On 1/19/2011 9:13 AM, John Hodrien wrote:
On Wed, 19 Jan 2011, Les Mikesell wrote:
CentOS would likely only be used as a desktop OS by people who also run servers and like everything to be the same. They all assemble approximately the same set of upstream packages, though, so it is possible to make them all do the same things with varying amounts of work in finding current packages that might be missing in the base distribution.
I do think CentOS gets unreasonably knocked as a desktop OS. I definitely don't use it on desktops *because* I run it on servers.

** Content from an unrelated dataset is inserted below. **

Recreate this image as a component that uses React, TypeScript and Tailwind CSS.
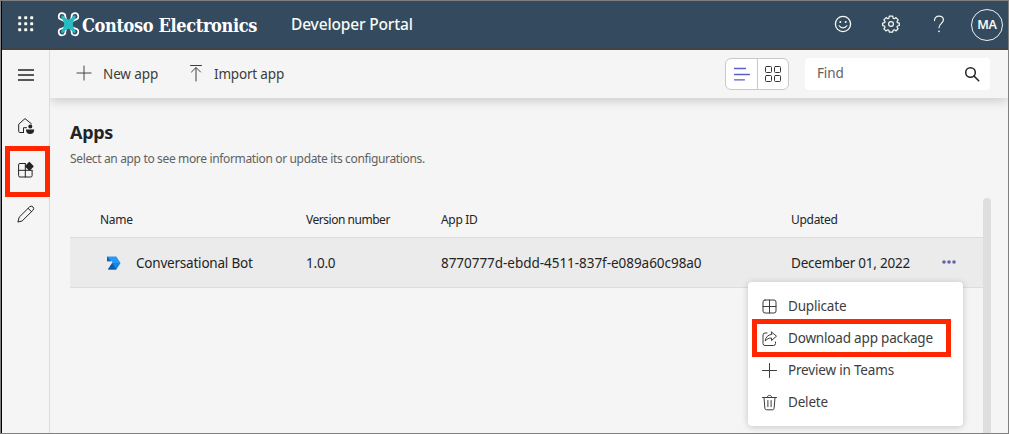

The difference is that open source server software has been 'feature complete' for ages and the standards processes that change client/server interactions are very, very slow - so outdated versions of server software is not a problem as long as bug/security fixes are made. That's not true for desktop applications and environments. If you don't have something current you are missing the improvements that many thousands of man-hours of work have made. Personally, I use Windows at work and a Mac at home as desktops and use their applications for 'typical' desktop work so I avoid the issue completely (along with the ubiquitous Nvidia driver problems and lack of media codecs) and run NX/freenx to access CentOS hosts for development and server management. This gives me a full Centos desktop with good performance when/where I want it, with the ability to disconnect and reconnect with everything running, but without being limited to old, free software versions. If I didn't have the commercial apps available, I'd almost certainly need to run some current distribution for desktop use.